While petitioner has assumed that the result of the technical
assistance program is that Mana charges MARIS lower fees for technical
assistance than it otherwise would, petitioner has submitted no
evidence that this is in fact the case.
Because petitioner has not proven that a benefit to MARIS, either
direct or indirect, exists with regard to this program, and because no
evidence on the record indicates that benefits are conferred on MARIS,
the Department concludes that MARIS has not been the recipient of any
benefits, including countervailable benefits, under the TAF program for
the period of review.
Because the Department has concluded that MARIS has not received
any benefits under the TAF program for the period of review, the
question of the countervailability of the TAF program is moot.
Final Results of Review
After considering the comments received, we determine that the
signatories to the suspension agreement have complied with the terms of
the suspension agreement, including the payment of the provisional
export charge for the review period. From April 1, 1992, through
October 1, 1992, a provisional export charge rate of 4.05 percent was
in effect, and from October 2, 1992, through March 31, 1993, a rate of
5.52 percent was in effect.
We determine the total bounty or grant to be 3.00 percent of the
f.o.b. value of the merchandise for the April 1, 1992 through March 31,
1993 review period. Following the methodology outlined in section B.4
of the agreement, the Department determines that, for the April 1,
1992, through October 1, 1992, portion of the review period, and for
the October 2, 1992, through March 31, 1993, portion of the review
period, negative adjustments may be made to the provisional export
charge rates in effect. The adjustments will equal the difference
between the provisional rates in effect during the review period and
the rate determined in this review, plus interest.
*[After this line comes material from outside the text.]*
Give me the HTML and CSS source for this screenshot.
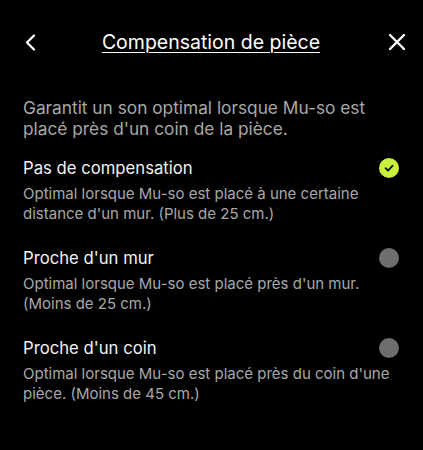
FILE: index.html
```html
<!DOCTYPE html>
<html lang="fr">
  <head>
    <meta charset="UTF-8" />
    <title>Compensation de pièce</title>
    <link rel="stylesheet" href="styles.css">
  </head>
  <body>
    <header class="barre">
      <button class="icone retour" aria-label="Retour">
        <svg width="11" height="17" viewBox="0 0 11 17">
          <path d="M9 1.5 L2 8.5 L9 15.5" fill="none" stroke="#fff" stroke-width="2.2" stroke-linecap="round" stroke-linejoin="round" />
        </svg>
      </button>
      <h1>Compensation de pièce</h1>
      <button class="icone fermer" aria-label="Fermer">
        <svg width="18" height="18" viewBox="0 0 18 18">
          <path d="M2 2 L16 16 M16 2 L2 16" fill="none" stroke="#fff" stroke-width="2.4" stroke-linecap="round" />
        </svg>
      </button>
    </header>

    <p class="intro">Garantit un son optimal lorsque Mu-so est placé près d'un coin de la pièce.</p>

    <ul class="options">
      <li class="option choisie">
        <div class="titre">
          <span>Pas de compensation</span>
          <span class="pastille">
            <svg width="10" height="10" viewBox="0 0 10 10">
              <path d="M1.5 5.2 L4 7.6 L8.6 2.6" fill="none" stroke="#111" stroke-width="1.8" stroke-linecap="round" stroke-linejoin="round" />
            </svg>
          </span>
        </div>
        <p>Optimal lorsque Mu-so est placé à une certaine distance d'un mur. (Plus de 25 cm.)</p>
      </li>
      <li class="option">
        <div class="titre">
          <span>Proche d'un mur</span>
          <span class="pastille"></span>
        </div>
        <p>Optimal lorsque Mu-so est placé près d'un mur. (Moins de 25 cm.)</p>
      </li>
      <li class="option">
        <div class="titre">
          <span>Proche d'un coin</span>
          <span class="pastille"></span>
        </div>
        <p>Optimal lorsque Mu-so est placé près du coin d'une pièce. (Moins de 45 cm.)</p>
      </li>
    </ul>
  </body>
</html>
```

FILE: styles.css
```css
body {
  margin: 0;
  padding: 0 17px 0 23px;
  background-color: #000;
  color: #f2f2f2;
  font-family: Inter, "Liberation Sans", sans-serif;
}
.barre {
  display: flex;
  align-items: center;
  justify-content: space-between;
  height: 40px;
  margin-top: 22px;
}
.icone {
  display: flex;
  align-items: center;
  padding: 0;
  border: 0;
  background: none;
}
.retour {
  margin-left: 2px;
}
h1 {
  margin: 0 0 0 -2px;
  font-size: 19.5px;
  font-weight: normal;
  color: #fff;
  text-decoration: underline;
  text-underline-offset: 3px;
  text-decoration-thickness: 1px;
}
.intro {
  margin: 35px 0 0;
  padding-right: 20px;
  font-size: 17.3px;
  line-height: 21px;
  color: #a8a8a8;
}
.options {
  list-style: none;
  margin: 18px 0 0;
  padding: 0 7px 0 0;
}
.option {
  margin-bottom: 23px;
}
.titre {
  display: flex;
  align-items: center;
  justify-content: space-between;
  height: 22px;
  font-size: 16.7px;
}
.pastille {
  display: flex;
  align-items: center;
  justify-content: center;
  width: 20px;
  height: 20px;
  border-radius: 50%;
  background-color: #6e6e6e;
}
.choisie .pastille {
  background-color: #c9f03c;
}
.option p {
  margin: 5px -7px 0 0;
  font-size: 15px;
  line-height: 20px;
  color: #a8a8a8;
}
```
These rates,
established in the notices of the final results of the seventh and
eighth administrative reviews of the suspension agreement (See Certain
Refrigeration Compressors from the Republic of Singapore; Final Results
of Countervailing Duty Administrative Review, 56 FR 63714 (December 5,
1991); and 57 FR 46540 (October 9, 1992)) are 4.05 and 5.52 percent,
respectively. For this period the GOS may refund or credit, in
accordance with section B.4.c of the agreement, the difference to the
companies, plus interest, calculated in accordance with section 778(b)
of the Tariff Act.
The Department intends to notify the GOS that the provisional
export charge rate on all exports of the subject merchandise to the
United States with Outward Declarations filed on or after the date of
publication of the final results of this administrative review shall be
3.00 percent of the f.o.b. value of the merchandise.
This administrative review and notice are in accordance with
section 751(a)(1) of the Tariff Act (19 U.S.C. 1675(a)(1) and section
355.22 of the Department's regulations (19 CFR 355.22(1994)).
Dated: March 4, 1996.
Susan G. Esserman,
Assistant Secretary for Import Administration.